Ambitious individuals and organizations seize on the opportunities provided within the knowledge-relevancy framework: they seek growth through information gain to expand their functional knowledge over time and thrive in the future. Such actors are looking to shape the future rather than merely respond or react to it. To achieve this, people and firms must embrace new information and actively seek to translate it into new functional knowledge. Experimentation is critical to gain new information and insights. Sufficient resources must be invested in gathering new information; for example, through robust innovation efforts such as pilots or proofs-of-concept (POCs) representing a mix of offensive and defensive innovation projects. These efforts have the advantage of being unique to you: they represent intellectual property (IP) with inherent value regardless of whether it can be monetized.
Where do you stand on the knowledge-relevancy curve?
So where do you personally stand within the knowledge-relevancy framework? Where does your organization stand as a whole? Are you making sufficient investments in being a lifelong learner? Do you have more of a passive approach to navigating through future changes or shaping them? Which areas, both individually and organizationally, do you see knowledge becoming obsolete? Using the knowledge-relevancy framework, you can contemplate your approach to the future, identify gaps, and formulate strategies and tactics to address areas of need or opportunity. Here are some potential areas to consider:
Examine your talent recruitment, development, and retention strategy and tactics and identify areas where you need improvement.
Identify where significant gaps in knowledge exist and actions to address them - perhaps you lack expertise in a particular discipline, subject area, or technology?
Look at how information flows within your organization. Are the right people connecting? Is there an opportunity for serendipitous interactions or only intentional communications such as meetings or e-mails?
How does information flow in from outside your organization?
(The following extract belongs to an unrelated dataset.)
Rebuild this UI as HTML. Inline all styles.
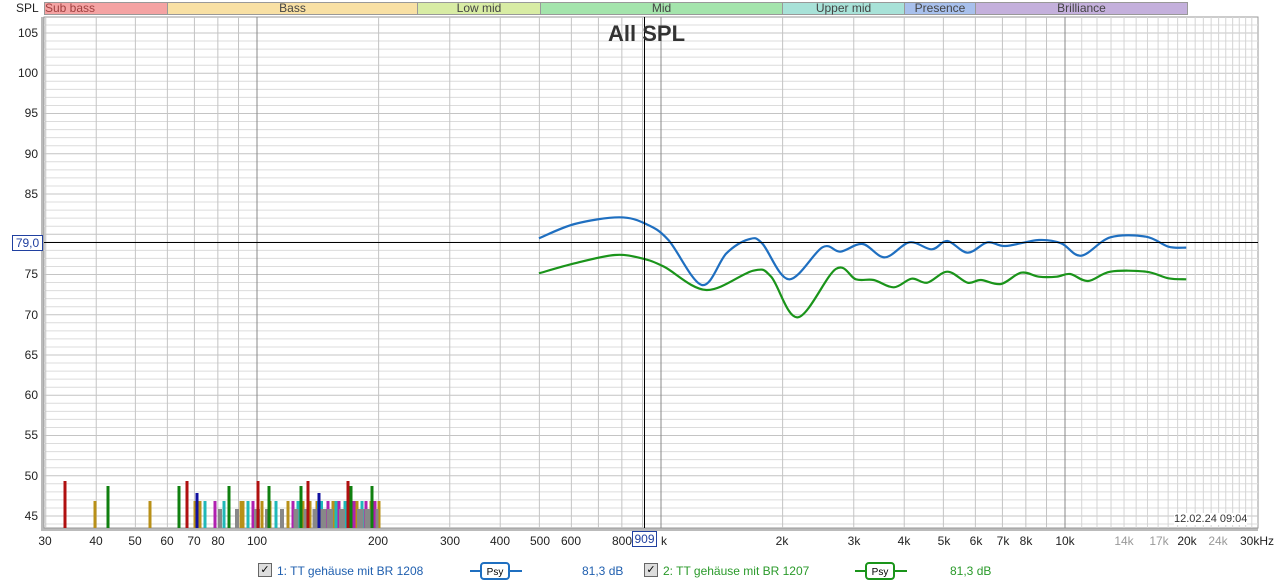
<!DOCTYPE html>
<html><head><meta charset="utf-8">
<style>
html,body{margin:0;padding:0;background:#fff;width:1280px;height:585px;overflow:hidden;font-family:"Liberation Sans",Arial,sans-serif;}
.t{position:absolute;font-size:12px;color:#222;white-space:nowrap;}
.band{position:absolute;top:2px;height:13px;border:1px solid #999;box-sizing:border-box;font-size:12px;line-height:11px;text-align:center;color:#444;}
.yl{position:absolute;left:0;width:38px;text-align:right;font-size:12px;color:#222;}
.xl{position:absolute;top:534px;font-size:12px;color:#222;transform:translateX(-50%);}
.lg{position:absolute;top:564px;font-size:12px;}
.cb{position:absolute;top:563px;width:12px;height:12px;border:1px solid #666;background:#ddd;font-size:11px;line-height:12px;text-align:center;color:#000;}
</style></head><body>
<svg id="s" width="1280" height="585" style="position:absolute;left:0;top:0"></svg>

<div class="t" style="left:16px;top:1px">SPL</div>
<div class="band" style="left:44px;width:124px;background:#f4a3a3;text-align:left;color:#a04040">Sub bass</div>
<div class="band" style="left:167px;width:251px;background:#f8e0a4">Bass</div>
<div class="band" style="left:417px;width:124px;background:#d8eca4">Low mid</div>
<div class="band" style="left:540px;width:243px;background:#a4e4ac">Mid</div>
<div class="band" style="left:782px;width:123px;background:#a8e2d8">Upper mid</div>
<div class="band" style="left:904px;width:72px;background:#a8c0ec">Presence</div>
<div class="band" style="left:975px;width:213px;background:#c4b0dc">Brilliance</div>

<div class="t" style="left:608px;top:21px;font-size:22px;font-weight:bold;color:#333">All SPL</div>

<div class="yl" style="top:26px">105</div>
<div class="yl" style="top:66px">100</div>
<div class="yl" style="top:106px">95</div>
<div class="yl" style="top:147px">90</div>
<div class="yl" style="top:187px">85</div>
<div class="yl" style="top:267px">75</div>
<div class="yl" style="top:308px">70</div>
<div class="yl" style="top:348px">65</div>
<div class="yl" style="top:388px">60</div>
<div class="yl" style="top:428px">55</div>
<div class="yl" style="top:469px">50</div>
<div class="yl" style="top:509px">45</div>
<div class="t" style="left:12px;top:235px;width:29px;height:14px;border:1px solid #2040a0;background:#fff;color:#2040a0;text-align:center;line-height:14px">79,0</div>

<div class="xl" style="left:45px">30</div>
<div class="xl" style="left:96px">40</div>
<div class="xl" style="left:135px">50</div>
<div class="xl" style="left:167px">60</div>
<div class="xl" style="left:194px">70</div>
<div class="xl" style="left:218px">80</div>
<div class="xl" style="left:257px">100</div>
<div class="xl" style="left:378px">200</div>
<div class="xl" style="left:450px">300</div>
<div class="xl" style="left:500px">400</div>
<div class="xl" style="left:540px">500</div>
<div class="xl" style="left:571px">600</div>
<div class="xl" style="left:622px">800</div>
<div class="xl" style="left:664px">k</div>
<div class="t" style="left:632px;top:531px;width:23px;height:14px;border:1px solid #2040a0;background:#fff;color:#2040a0;text-align:center;line-height:14px">909</div>
<div class="xl" style="left:782px">2k</div>
<div class="xl" style="left:854px">3k</div>
<div class="xl" style="left:904px">4k</div>
<div class="xl" style="left:944px">5k</div>
<div class="xl" style="left:976px">6k</div>
<div class="xl" style="left:1003px">7k</div>
<div class="xl" style="left:1026px">8k</div>
<div class="xl" style="left:1065px">10k</div>
<div class="xl" style="left:1124px;color:#999">14k</div>
<div class="xl" style="left:1159px;color:#999">17k</div>
<div class="xl" style="left:1187px">20k</div>
<div class="xl" style="left:1218px;color:#999">24k</div>
<div class="xl" style="left:1257px">30kHz</div>
<div class="t" style="left:1174px;top:513px;font-size:11px;color:#333;background:#fff">12.02.24 09:04</div>

<div class="cb" style="left:258px">✓</div>
<div class="lg" style="left:277px;color:#1f5faf">1: TT gehäuse mit BR 1208</div>
<div class="lg" style="left:582px;color:#1f5faf">81,3 dB</div>
<div class="cb" style="left:644px">✓</div>
<div class="lg" style="left:663px;color:#2a9a2a">2: TT gehäuse mit BR 1207</div>
<div class="lg" style="left:950px;color:#2a9a2a">81,3 dB</div>

<script>
var s=document.getElementById('s'),h='';
function X(f){return 257+404*Math.log10(f/100);}
function Y(d){return 33+(105-d)*8.05;}
var L=44,R=1258,T=17,B=528;
h+='<rect x="'+(L-3)+'" y="'+T+'" width="3" height="'+(B-T+3)+'" fill="#bbb"/><rect x="'+(L-3)+'" y="'+B+'" width="'+(R-L+3)+'" height="3" fill="#bbb"/>';
h+='<rect x="'+L+'" y="'+T+'" width="'+(R-L)+'" height="'+(B-T)+'" fill="#fff" stroke="#999"/>';
for(var d=44;d<=107;d++){var y=Y(d);if(y<T||y>B)continue;h+='<line x1="'+L+'" x2="'+R+'" y1="'+y+'" y2="'+y+'" stroke="'+(d%5==0?'#c4c4c4':'#dcdcdc')+'"/>';}
var fs=[];
[10,100,1000].forEach(function(dec){for(var k=1;k<10;k++)fs.push([dec*k,k==1]);});
for(var k=10;k<=30;k++)fs.push([k*1000,k==10]);
fs.forEach(function(p){var x=X(p[0]);if(x<L+1||x>R-1)return;var c=p[1]?'#888':'#c4c4c4';if(p[0]>10000)c='#d4d4d4';h+='<line x1="'+x+'" x2="'+x+'" y1="'+T+'" y2="'+B+'" stroke="'+c+'"/>';});
var C={r:'#b01010',g:'#108010',n:'#1010a0',o:'#b89018',c:'#20b8b8',m:'#b020b0',y:'#888'};
var H={r:481,g:486,n:493,o:501,c:501,m:501,y:509};
h+='<rect x="322" y="509" width="56" height="19" fill="#888"/>';
var bars=[[65,'r'],[95,'o'],[108,'g'],[150,'o'],[179,'g'],[187,'r'],[195,'o'],[200,'o'],[197,'n'],[205,'c'],[215,'m'],[220,'y',4],[224,'c'],[229,'g'],[237,'y',4],[242,'o',5],[248,'c'],[253,'m'],[257,'y',6],[262,'o'],[258,'r'],[267,'y',4],[270,'o'],[269,'g'],[276,'c'],[282,'y',4],[288,'o'],[293,'m'],[296,'y',5],[298,'c'],[303,'o'],[301,'g'],[310,'o'],[306,'y',5],[308,'r'],[315,'y',5],[317,'o'],[320,'c',6],[322,'y',5],[319,'n'],[328,'m'],[330,'y',6],[333,'o'],[336,'c'],[339,'m'],[342,'y',6],[345,'c'],[348,'r'],[350,'y',5],[351,'g'],[354,'m'],[357,'o'],[360,'y',6],[362,'c'],[366,'m'],[368,'y',6],[371,'o'],[372,'g'],[375,'m'],[377,'y',3],[379,'o']];
var order=['o','c','m','y','n','g','r'];
bars.sort(function(a,b){return order.indexOf(a[1])-order.indexOf(b[1]);});
bars.forEach(function(b){var w=b[2]||3;h+='<rect x="'+(b[0]-w/2)+'" y="'+H[b[1]]+'" width="'+w+'" height="'+(B-H[b[1]])+'" fill="'+C[b[1]]+'"/>';});
function curve(pts,col){var P=pts.map(function(p){return [530+p[0]/2.24,200+p[1]/3];});var d='M'+P[0][0]+','+P[0][1];for(var i=0;i<P.length-1;i++){var p0=P[i-1]||P[i],p1=P[i],p2=P[i+1],p3=P[i+2]||p2;d+=' C'+(p1[0]+(p2[0]-p0[0])/6)+','+(p1[1]+(p2[1]-p0[1])/6)+' '+(p2[0]-(p3[0]-p1[0])/6)+','+(p2[1]-(p3[1]-p1[1])/6)+' '+p2[0]+','+p2[1];}h+='<path d="'+d+'" fill="none" stroke="'+col+'" stroke-width="2.2"/>';}
curve([[20,115],[100,72],[200,52],[260,72],[310,120],[385,255],[440,160],[490,118],[520,130],[580,238],[655,142],[695,155],[745,132],[795,172],[850,127],[900,148],[935,123],[980,158],[1025,127],[1065,138],[1140,120],[1190,130],[1235,167],[1300,112],[1380,110],[1430,140],[1470,143]],'#1f6fc0');
curve([[20,220],[100,190],[190,165],[250,175],[300,200],[395,270],[500,212],[540,230],[600,352],[685,207],[730,238],[770,240],[815,262],[855,236],[890,248],[935,215],[980,248],[1010,240],[1055,252],[1100,218],[1140,230],[1180,230],[1210,222],[1250,243],[1300,215],[1380,215],[1430,235],[1470,238]],'#1a941a');
h+='<line x1="'+L+'" x2="'+R+'" y1="242.5" y2="242.5" stroke="#000"/><line x1="644.5" x2="644.5" y1="'+T+'" y2="'+B+'" stroke="#000"/>';
[[470,'#1f6fc0'],[855,'#1a941a']].forEach(function(p){var x=p[0];h+='<line x1="'+x+'" x2="'+(x+52)+'" y1="571" y2="571" stroke="'+p[1]+'" stroke-width="2"/><rect x="'+(x+11)+'" y="563" width="28" height="16" rx="3" fill="#fff" stroke="'+p[1]+'" stroke-width="2"/><text x="'+(x+25)+'" y="575" font-size="10" text-anchor="middle" font-family="Liberation Sans" fill="#000">Psy</text>';});
s.innerHTML=h;
</script>
</body></html>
Do you rely heavily on a single source, such as outside consultants or subscriptions?
Are you generating new information internally through innovation, experimentation, data science modeling, marketing, surveys, etc.?
What techniques do you see leading organizations within your domain employing to stay relevant and shape the future competitive landscape?
Using the knowledge-relevancy framework, you can gain valuable insights into how well your organization processes new information and builds upon your existing knowledge base to maintain or grow your competitive position in the future.